Directive: Repeat each line of the material below exactly as it appears, minus any pictures.
- - - -
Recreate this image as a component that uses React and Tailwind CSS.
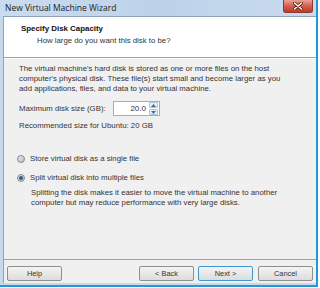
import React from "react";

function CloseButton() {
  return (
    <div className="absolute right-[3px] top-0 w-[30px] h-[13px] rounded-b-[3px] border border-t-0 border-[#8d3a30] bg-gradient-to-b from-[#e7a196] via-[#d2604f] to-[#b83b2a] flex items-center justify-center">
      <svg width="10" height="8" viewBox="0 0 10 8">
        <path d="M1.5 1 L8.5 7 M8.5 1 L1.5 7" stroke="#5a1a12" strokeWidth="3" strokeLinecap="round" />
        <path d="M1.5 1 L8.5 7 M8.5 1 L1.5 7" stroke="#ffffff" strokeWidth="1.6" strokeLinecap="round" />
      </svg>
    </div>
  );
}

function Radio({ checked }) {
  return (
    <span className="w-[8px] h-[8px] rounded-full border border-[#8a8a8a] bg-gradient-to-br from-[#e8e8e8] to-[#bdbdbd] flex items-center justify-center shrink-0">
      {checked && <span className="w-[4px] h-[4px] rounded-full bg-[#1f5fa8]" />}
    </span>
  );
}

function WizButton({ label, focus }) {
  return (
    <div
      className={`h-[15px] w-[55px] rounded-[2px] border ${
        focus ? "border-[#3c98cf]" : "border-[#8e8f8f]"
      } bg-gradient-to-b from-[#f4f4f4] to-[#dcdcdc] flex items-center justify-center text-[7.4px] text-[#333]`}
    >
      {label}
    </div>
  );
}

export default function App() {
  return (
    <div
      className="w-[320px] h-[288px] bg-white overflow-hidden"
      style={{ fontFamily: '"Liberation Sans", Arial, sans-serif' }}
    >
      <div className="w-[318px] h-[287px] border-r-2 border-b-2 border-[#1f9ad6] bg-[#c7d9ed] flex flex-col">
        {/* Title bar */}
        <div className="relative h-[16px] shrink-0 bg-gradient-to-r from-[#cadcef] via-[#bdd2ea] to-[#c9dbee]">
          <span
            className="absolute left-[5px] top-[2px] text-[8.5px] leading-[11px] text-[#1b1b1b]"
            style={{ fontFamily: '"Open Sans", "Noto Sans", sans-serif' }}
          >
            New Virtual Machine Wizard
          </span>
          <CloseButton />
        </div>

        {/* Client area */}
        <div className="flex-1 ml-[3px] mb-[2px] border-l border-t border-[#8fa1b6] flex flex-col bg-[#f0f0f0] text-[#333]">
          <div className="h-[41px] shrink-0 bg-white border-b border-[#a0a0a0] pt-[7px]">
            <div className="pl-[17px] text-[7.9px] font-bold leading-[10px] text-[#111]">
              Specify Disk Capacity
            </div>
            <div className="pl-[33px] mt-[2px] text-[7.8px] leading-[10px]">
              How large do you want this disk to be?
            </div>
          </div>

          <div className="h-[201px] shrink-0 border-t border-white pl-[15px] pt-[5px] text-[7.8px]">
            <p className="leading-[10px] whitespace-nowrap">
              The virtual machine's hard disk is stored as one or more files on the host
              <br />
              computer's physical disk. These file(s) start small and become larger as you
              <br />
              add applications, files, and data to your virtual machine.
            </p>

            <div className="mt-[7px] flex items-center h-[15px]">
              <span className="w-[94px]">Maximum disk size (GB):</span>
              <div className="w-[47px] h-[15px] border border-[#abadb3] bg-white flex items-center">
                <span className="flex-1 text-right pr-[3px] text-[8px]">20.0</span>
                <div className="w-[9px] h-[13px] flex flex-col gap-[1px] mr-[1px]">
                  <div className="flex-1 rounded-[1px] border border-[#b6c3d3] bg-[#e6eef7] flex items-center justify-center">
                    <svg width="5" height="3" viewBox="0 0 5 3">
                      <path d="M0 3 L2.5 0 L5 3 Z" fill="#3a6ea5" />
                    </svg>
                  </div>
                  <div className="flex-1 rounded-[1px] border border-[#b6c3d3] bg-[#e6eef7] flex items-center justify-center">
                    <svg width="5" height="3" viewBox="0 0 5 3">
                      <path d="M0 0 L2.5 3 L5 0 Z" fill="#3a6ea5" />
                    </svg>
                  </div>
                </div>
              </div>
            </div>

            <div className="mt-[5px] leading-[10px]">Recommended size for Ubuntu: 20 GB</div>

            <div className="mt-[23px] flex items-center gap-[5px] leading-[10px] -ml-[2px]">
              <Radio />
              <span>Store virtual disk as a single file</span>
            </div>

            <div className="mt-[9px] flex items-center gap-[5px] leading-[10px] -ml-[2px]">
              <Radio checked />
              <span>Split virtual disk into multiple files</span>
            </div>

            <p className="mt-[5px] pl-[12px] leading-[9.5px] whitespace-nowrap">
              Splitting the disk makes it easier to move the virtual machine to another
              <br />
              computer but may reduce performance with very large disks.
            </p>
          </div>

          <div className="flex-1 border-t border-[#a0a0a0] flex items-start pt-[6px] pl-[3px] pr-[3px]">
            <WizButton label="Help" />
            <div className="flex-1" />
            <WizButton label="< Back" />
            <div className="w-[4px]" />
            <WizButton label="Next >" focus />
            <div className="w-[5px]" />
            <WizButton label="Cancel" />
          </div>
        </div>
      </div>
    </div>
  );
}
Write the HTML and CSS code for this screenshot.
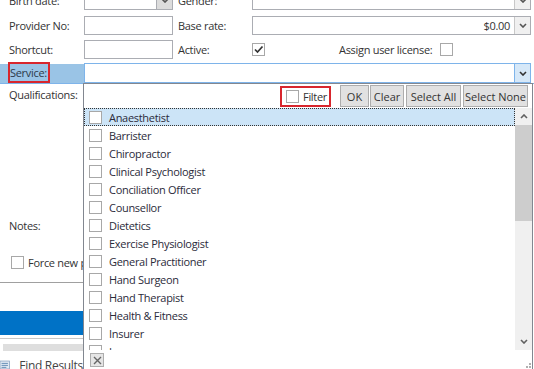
- - - -
Result of this task:
Recreate this image as a component that uses React and Tailwind CSS.
import React from "react";

function CloseButton() {
  return (
    <div className="absolute right-[3px] top-0 w-[30px] h-[13px] rounded-b-[3px] border border-t-0 border-[#8d3a30] bg-gradient-to-b from-[#e7a196] via-[#d2604f] to-[#b83b2a] flex items-center justify-center">
      <svg width="10" height="8" viewBox="0 0 10 8">
        <path d="M1.5 1 L8.5 7 M8.5 1 L1.5 7" stroke="#5a1a12" strokeWidth="3" strokeLinecap="round" />
        <path d="M1.5 1 L8.5 7 M8.5 1 L1.5 7" stroke="#ffffff" strokeWidth="1.6" strokeLinecap="round" />
      </svg>
    </div>
  );
}

function Radio({ checked }) {
  return (
    <span className="w-[8px] h-[8px] rounded-full border border-[#8a8a8a] bg-gradient-to-br from-[#e8e8e8] to-[#bdbdbd] flex items-center justify-center shrink-0">
      {checked && <span className="w-[4px] h-[4px] rounded-full bg-[#1f5fa8]" />}
    </span>
  );
}

function WizButton({ label, focus }) {
  return (
    <div
      className={`h-[15px] w-[55px] rounded-[2px] border ${
        focus ? "border-[#3c98cf]" : "border-[#8e8f8f]"
      } bg-gradient-to-b from-[#f4f4f4] to-[#dcdcdc] flex items-center justify-center text-[7.4px] text-[#333]`}
    >
      {label}
    </div>
  );
}

export default function App() {
  return (
    <div
      className="w-[320px] h-[288px] bg-white overflow-hidden"
      style={{ fontFamily: '"Liberation Sans", Arial, sans-serif' }}
    >
      <div className="w-[318px] h-[287px] border-r-2 border-b-2 border-[#1f9ad6] bg-[#c7d9ed] flex flex-col">
        {/* Title bar */}
        <div className="relative h-[16px] shrink-0 bg-gradient-to-r from-[#cadcef] via-[#bdd2ea] to-[#c9dbee]">
          <span
            className="absolute left-[5px] top-[2px] text-[8.5px] leading-[11px] text-[#1b1b1b]"
            style={{ fontFamily: '"Open Sans", "Noto Sans", sans-serif' }}
          >
            New Virtual Machine Wizard
          </span>
          <CloseButton />
        </div>

        {/* Client area */}
        <div className="flex-1 ml-[3px] mb-[2px] border-l border-t border-[#8fa1b6] flex flex-col bg-[#f0f0f0] text-[#333]">
          <div className="h-[41px] shrink-0 bg-white border-b border-[#a0a0a0] pt-[7px]">
            <div className="pl-[17px] text-[7.9px] font-bold leading-[10px] text-[#111]">
              Specify Disk Capacity
            </div>
            <div className="pl-[33px] mt-[2px] text-[7.8px] leading-[10px]">
              How large do you want this disk to be?
            </div>
          </div>

          <div className="h-[201px] shrink-0 border-t border-white pl-[15px] pt-[5px] text-[7.8px]">
            <p className="leading-[10px] whitespace-nowrap">
              The virtual machine's hard disk is stored as one or more files on the host
              <br />
              computer's physical disk. These file(s) start small and become larger as you
              <br />
              add applications, files, and data to your virtual machine.
            </p>

            <div className="mt-[7px] flex items-center h-[15px]">
              <span className="w-[94px]">Maximum disk size (GB):</span>
              <div className="w-[47px] h-[15px] border border-[#abadb3] bg-white flex items-center">
                <span className="flex-1 text-right pr-[3px] text-[8px]">20.0</span>
                <div className="w-[9px] h-[13px] flex flex-col gap-[1px] mr-[1px]">
                  <div className="flex-1 rounded-[1px] border border-[#b6c3d3] bg-[#e6eef7] flex items-center justify-center">
                    <svg width="5" height="3" viewBox="0 0 5 3">
                      <path d="M0 3 L2.5 0 L5 3 Z" fill="#3a6ea5" />
                    </svg>
                  </div>
                  <div className="flex-1 rounded-[1px] border border-[#b6c3d3] bg-[#e6eef7] flex items-center justify-center">
                    <svg width="5" height="3" viewBox="0 0 5 3">
                      <path d="M0 0 L2.5 3 L5 0 Z" fill="#3a6ea5" />
                    </svg>
                  </div>
                </div>
              </div>
            </div>

            <div className="mt-[5px] leading-[10px]">Recommended size for Ubuntu: 20 GB</div>

            <div className="mt-[23px] flex items-center gap-[5px] leading-[10px] -ml-[2px]">
              <Radio />
              <span>Store virtual disk as a single file</span>
            </div>

            <div className="mt-[9px] flex items-center gap-[5px] leading-[10px] -ml-[2px]">
              <Radio checked />
              <span>Split virtual disk into multiple files</span>
            </div>

            <p className="mt-[5px] pl-[12px] leading-[9.5px] whitespace-nowrap">
              Splitting the disk makes it easier to move the virtual machine to another
              <br />
              computer but may reduce performance with very large disks.
            </p>
          </div>

          <div className="flex-1 border-t border-[#a0a0a0] flex items-start pt-[6px] pl-[3px] pr-[3px]">
            <WizButton label="Help" />
            <div className="flex-1" />
            <WizButton label="< Back" />
            <div className="w-[4px]" />
            <WizButton label="Next >" focus />
            <div className="w-[5px]" />
            <WizButton label="Cancel" />
          </div>
        </div>
      </div>
    </div>
  );
}
Write the HTML and CSS code for this screenshot.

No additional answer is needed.